Emperor William does not, like many kings and dictators, confine himself in his search for general information regarding men and conditions to the reports of a few persons. He always has been accessible, seeking even to meet strangers, not merely his own people but foreigners, thus escaping the penalty of those rulers who shut themselves up and who have all their information and thoughts coloured for them by the preferences and desires of prejudiced counsellors.
The chiefs of the army are always in close touch with the Kaiser, but he is consulted on army commands and promotions much less than on civil and even naval promotions.

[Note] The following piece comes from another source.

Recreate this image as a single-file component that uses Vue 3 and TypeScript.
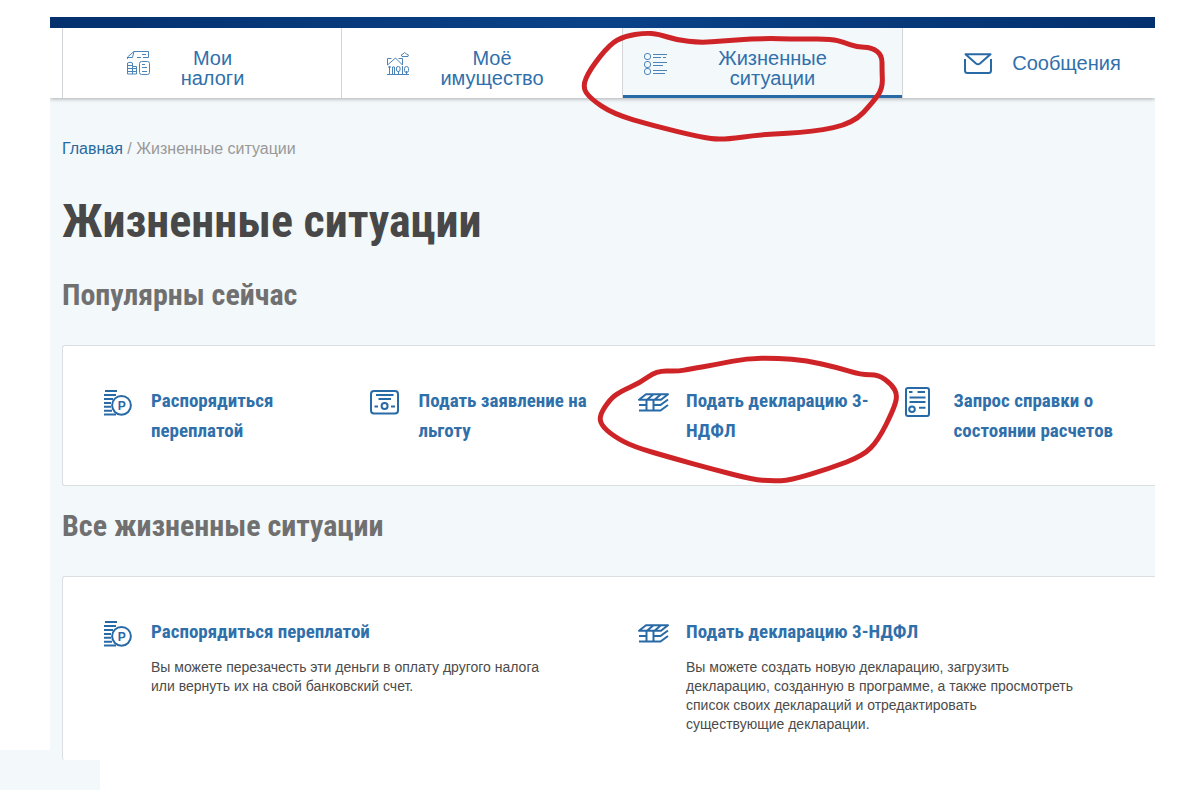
<script setup lang="ts">
interface Tab {
  icon: string
  lines: string[]
  active?: boolean
  single?: boolean
}

interface Situation {
  icon: string
  title: string[]
  text?: string[]
}

type Point = [number, number]

const tabs: Tab[] = [
  { icon: 'taxes', lines: ['Мои', 'налоги'] },
  { icon: 'house', lines: ['Моё', 'имущество'] },
  { icon: 'list', lines: ['Жизненные', 'ситуации'], active: true },
  { icon: 'mail', lines: ['Сообщения'], single: true },
]

const popular: Situation[] = [
  { icon: 'money', title: ['Распорядиться', 'переплатой'] },
  { icon: 'form', title: ['Подать заявление на', 'льготу'] },
  { icon: 'stack', title: ['Подать декларацию 3-', 'НДФЛ'] },
  { icon: 'report', title: ['Запрос справки о', 'состоянии расчетов'] },
]

const all: Situation[] = [
  {
    icon: 'money',
    title: ['Распорядиться переплатой'],
    text: ['Вы можете перезачесть эти деньги в оплату другого налога', 'или вернуть их на свой банковский счет.'],
  },
  {
    icon: 'stack',
    title: ['Подать декларацию 3-НДФЛ'],
    text: [
      'Вы можете создать новую декларацию, загрузить',
      'декларацию, созданную в программе, а также просмотреть',
      'список своих деклараций и отредактировать',
      'существующие декларации.',
    ],
  },
]

// Closed freehand loop: quadratic curves through the midpoints of neighbouring points.
function loop(points: Point[]): string {
  const mid = (a: Point, b: Point): string => `${(a[0] + b[0]) / 2} ${(a[1] + b[1]) / 2}`
  const last = points[points.length - 1]
  let d = `M${mid(last, points[0])}`
  points.forEach((p, i) => {
    d += `Q${p[0]} ${p[1]} ${mid(p, points[(i + 1) % points.length])}`
  })
  return d + 'Z'
}

const tabLoop = loop([
  [225, 69], [265, 72], [320, 90], [390, 98], [460, 93], [560, 85], [700, 87], [785, 87], [820, 97], [860, 111],
  [905, 112], [936, 135], [936, 180], [938, 235], [910, 275], [850, 340], [730, 366], [575, 373], [455, 390],
  [390, 381], [250, 347], [130, 312], [60, 265], [37, 230], [60, 178], [120, 102], [165, 78],
])

const cardLoop = loop([
  [200, 107], [265, 109], [300, 102], [380, 88], [470, 70], [560, 69], [650, 77], [740, 97], [815, 120], [865, 119],
  [905, 148], [923, 180], [910, 225], [865, 315], [820, 362], [720, 400], [600, 436], [545, 438], [490, 434],
  [370, 403], [250, 370], [130, 335], [70, 303], [33, 270], [29, 240], [60, 193], [90, 170], [150, 143],
])
</script>

<template>
  <div class="canvas">
    <svg class="sprite" aria-hidden="true">
      <symbol id="taxes" viewBox="0 0 25 26">
        <path d="M1.5 9V7L8 1.5h14.5v6M1.5 7.500h5l1.500-6M11 7.500h4M16 4.500h4M17 7.500h5.500" />
        <path d="M1.500 13v11h9v-7.500h-4V13q-2.500-1.500-5 0zM1.500 15.500h5M1.500 18.500h9M1.500 21.500h9M6.500 16.500V24" />
        <rect x="13.500" y="11.500" width="10" height="13" rx="2" />
        <path d="M16 14.500h3M16 17.500h5M16 21.500h5" />
      </symbol>
      <symbol id="house" viewBox="0 0 24 25">
        <path d="M16 5.500q-2-2 1-2.500 1.500-3 3.500 0 3 .500 1.500 2.500z" />
        <path d="M1.500 14V7.500h4M1.500 14l8-7 7 7V7.500h-4M3.500 15v8.500M1 23.500h22M2 16h3M6.500 23v-7h2v7M16.500 15v8.500" />
        <rect x="10.500" y="15.500" width="3.500" height="5" rx="1.500" />
        <path d="M12.500 20v3M20.500 23v-3" />
        <rect x="18.500" y="15.500" width="4" height="6" rx="2" />
      </symbol>
      <symbol id="list" viewBox="0 0 24 25">
        <rect x=".500" y="2.500" width="6" height="6" rx="2.500" />
        <rect x=".500" y="10.500" width="6" height="6" rx="2.500" />
        <rect x=".500" y="17.500" width="6" height="6" rx="2.500" />
        <path d="M9 3.500h14M9 6.500h8M19 6.500h3M9 11.500h14M9 14.500h10M9 19.500h14M9 22.500h12" />
      </symbol>
      <symbol id="mail" viewBox="0 0 28 21">
        <path d="M1.500 1.200h25L16 10.500q-2 1.600-4 0z" />
        <path d="M1 6v11.500Q1 20 3.500 20h21q2.500 0 2.500-2.500V6" />
      </symbol>
      <symbol id="money" viewBox="0 0 29 28">
        <path d="M2 3h12M1 7h12M1 11h9M1 15h7M1 18.800h7M1 22.700h8M1 26.500h12" />
        <circle cx="18.500" cy="17.300" r="9.400" />
        <text x="18.700" y="21.500" text-anchor="middle">P</text>
      </symbol>
      <symbol id="form" viewBox="0 0 29 25">
        <rect x="1" y="1" width="27" height="22.500" rx="3" />
        <path d="M6 5h17.500M8.500 9H21M4.500 16.500H8M21 16.500h4" />
        <circle cx="14.600" cy="16" r="3" />
      </symbol>
      <symbol id="stack" viewBox="0 0 31 19">
        <path d="M1 6.700l7-5.500h22l-7 5.500zM9 6.700l6.500-5.500M16.500 6.700l6.500-5.500" />
        <path d="M1 12h7.500M1 17.500h7.500V6.700M15.500 6.700v10.800M8.500 17.500h14L30 12M15.500 12h7L30 6.500" />
      </symbol>
      <symbol id="report" viewBox="0 0 25 30">
        <rect x="1" y="1" width="23" height="28" rx="2" />
        <path d="M4 5h3.500M12.500 5H20M4.500 10.500h16M4.500 15h16M14 20.800h6.500" />
        <circle cx="7" cy="22.200" r="2.800" />
      </symbol>
    </svg>

    <div class="page">
      <div class="strip"></div>
      <nav class="tabs">
        <a v-for="tab in tabs" :key="tab.icon" href="#" class="tab" :class="{ active: tab.active, single: tab.single }">
          <svg class="icon" :class="'i-' + tab.icon" aria-hidden="true"><use :href="'#' + tab.icon" /></svg>
          <span class="label"><span v-for="line in tab.lines" :key="line" class="line">{{ line }}</span></span>
        </a>
      </nav>

      <main class="content">
        <div class="crumbs"><a href="#">Главная</a> / Жизненные ситуации</div>
        <h1>Жизненные ситуации</h1>

        <h2>Популярны сейчас</h2>
        <section class="card popular">
          <a v-for="item in popular" :key="item.icon" href="#" class="item">
            <span class="slot"><svg class="icon" :class="'i-' + item.icon" aria-hidden="true"><use :href="'#' + item.icon" /></svg></span>
            <span class="title"><span v-for="line in item.title" :key="line" class="line">{{ line }}</span></span>
          </a>
        </section>

        <h2>Все жизненные ситуации</h2>
        <section class="card all">
          <div v-for="item in all" :key="item.icon" class="item">
            <span class="slot"><svg class="icon" :class="'i-' + item.icon" aria-hidden="true"><use :href="'#' + item.icon" /></svg></span>
            <div>
              <a href="#" class="title"><span v-for="line in item.title" :key="line" class="line">{{ line }}</span></a>
              <p><span v-for="line in item.text" :key="line" class="line">{{ line }}</span></p>
            </div>
          </div>
        </section>
      </main>
    </div>
    <div class="patch"></div>

    <svg class="mark tab-mark" viewBox="0 0 1050 450" aria-hidden="true"><path :d="tabLoop" /></svg>
    <svg class="mark card-mark" viewBox="0 0 1050 480" aria-hidden="true"><path :d="cardLoop" /></svg>
  </div>
</template>

<style>
body {
  background: #fff;
}
</style>

<style scoped>
.canvas {
  position: relative;
  padding-top: 17px;
  overflow: hidden;
  font-family: "Liberation Sans", Arial, sans-serif;
}
.sprite {
  display: none;
}
.page {
  position: relative;
  z-index: 1;
  margin: 0 45px 0 50px;
}
.strip {
  height: 11px;
  background: linear-gradient(90deg, #04306e, #0a4288 50%, #04306e);
}
.tabs {
  position: relative;
  display: grid;
  grid-template-columns: 279fr 281fr 280fr 253fr;
  height: 70px;
  padding-left: 12px;
  background: #fff;
  box-shadow: 0 1px 4px rgba(0, 0, 0, 0.3);
  clip-path: inset(0 0 -8px 0);
}
.tab {
  display: flex;
  align-items: center;
  justify-content: center;
  gap: 30px;
  padding: 0 34px 0 0;
  box-sizing: border-box;
  border-left: 1px solid #d3d6d9;
  color: #3170ab;
  font-size: 20px;
  line-height: 20px;
  text-align: center;
  text-decoration: none;
}
.tab .icon {
  stroke: #4c84b8;
  stroke-width: 1;
}
.tab.active {
  background: #f3f8fb;
  box-shadow: inset 0 -3px #286aa6;
}
.tab.active .label {
  width: 150px;
}
.tab.single {
  gap: 20px;
  padding: 0 0 0 27px;
}
.tab.single .icon {
  stroke: #286aa6;
  stroke-width: 2;
}
.label {
  padding-top: 10px;
}
.tab.single .label {
  padding-top: 0;
}
.line {
  display: block;
}
.content {
  padding: 41px 0 0 12px;
  background: #f3f8fb;
}
.crumbs {
  font-size: 16px;
  line-height: 20px;
  color: #999;
}
.crumbs a {
  color: #286a9f;
  text-decoration: none;
}
h1,
h2,
.title {
  font-family: "Roboto Condensed", "Liberation Sans Narrow", "DejaVu Sans Condensed", sans-serif;
  font-weight: 700;
}
h1 {
  margin: 32px 0 0;
  font-size: 46px;
  line-height: 60px;
  color: #484848;
}
h2 {
  margin: 24px 0 30px;
  font-size: 30px;
  line-height: 40px;
  color: #707070;
}
.card {
  display: grid;
  box-sizing: border-box;
  padding: 40px 0 0 40px;
  background: #fff;
  border: 1px solid #dcdfe1;
  border-right: 0;
  border-radius: 3px 0 0 3px;
}
.popular {
  grid-template-columns: 268fr 268fr 268fr 250fr;
  padding-bottom: 39px;
}
.popular + h2 {
  margin-top: 20px;
}
.all {
  grid-template-columns: 535fr 517fr;
  padding-bottom: 26px;
  border-bottom: 0;
}
.item {
  display: grid;
  grid-template-columns: 48px 1fr;
  text-decoration: none;
}
.slot {
  display: flex;
  align-items: center;
  height: 32px;
}
.title {
  color: #2f70ab;
  font-size: 19px;
  line-height: 30px;
  text-decoration: none;
  white-space: nowrap;
}
p {
  margin: 11px 0 0;
  color: #4b4b4b;
  font-size: 14px;
  line-height: 19px;
}
.icon {
  flex: none;
  fill: none;
  stroke: #286aa6;
  stroke-width: 2;
  stroke-linejoin: round;
}
symbol text {
  fill: #286aa6;
  stroke: none;
  font: 700 12px "Liberation Sans", Arial, sans-serif;
}
.i-taxes {
  width: 25px;
  height: 26px;
}
.i-house,
.i-list {
  width: 24px;
  height: 25px;
}
.i-mail {
  width: 28px;
  height: 21px;
}
.i-money {
  width: 29px;
  height: 28px;
}
.i-form {
  width: 29px;
  height: 25px;
}
.i-stack {
  width: 31px;
  height: 19px;
}
.i-report {
  width: 25px;
  height: 30px;
}
.patch {
  width: 100px;
  height: 40px;
  margin-top: -10px;
  background: #f3f8fb;
}
.mark {
  position: absolute;
  z-index: 2;
  fill: none;
  stroke: #cf2427;
  stroke-width: 15;
  pointer-events: none;
}
.tab-mark {
  left: 570px;
  top: 10px;
  width: 350px;
  height: 150px;
}
.card-mark {
  left: 590px;
  top: 335px;
  width: 350px;
  height: 160px;
}
</style>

Always with him is the head of the Civil Cabinet, who advises with the Emperor on all appointments and promotions on the civil side of the Government, helping even to make and unmake Ambassadors and Chancellors. Admiral von Mueller, head of the Marine Cabinet, is constantly in the Emperor's company. He is a shrewd, capable, reasonable man; for a long time Admiral von Mueller was against taking the chance of war with America and perhaps, even to the end, persisted in this course. After the fall of von Tirpitz, von Mueller acquired more real power. But in a sense it is incorrect to speak of the forced retirement of von Tirpitz as a "fall," because from his retirement he was able to carry on such a campaign in favour of "ruthless" submarine war that the mass of the people, Reichstag deputies, the General Staff, and all came over to his point of view and von Bethmann-Hollweg, who had brought about his dismissal, was forced officially to adopt the policy first sponsored by this skilful old sea-dog and politician.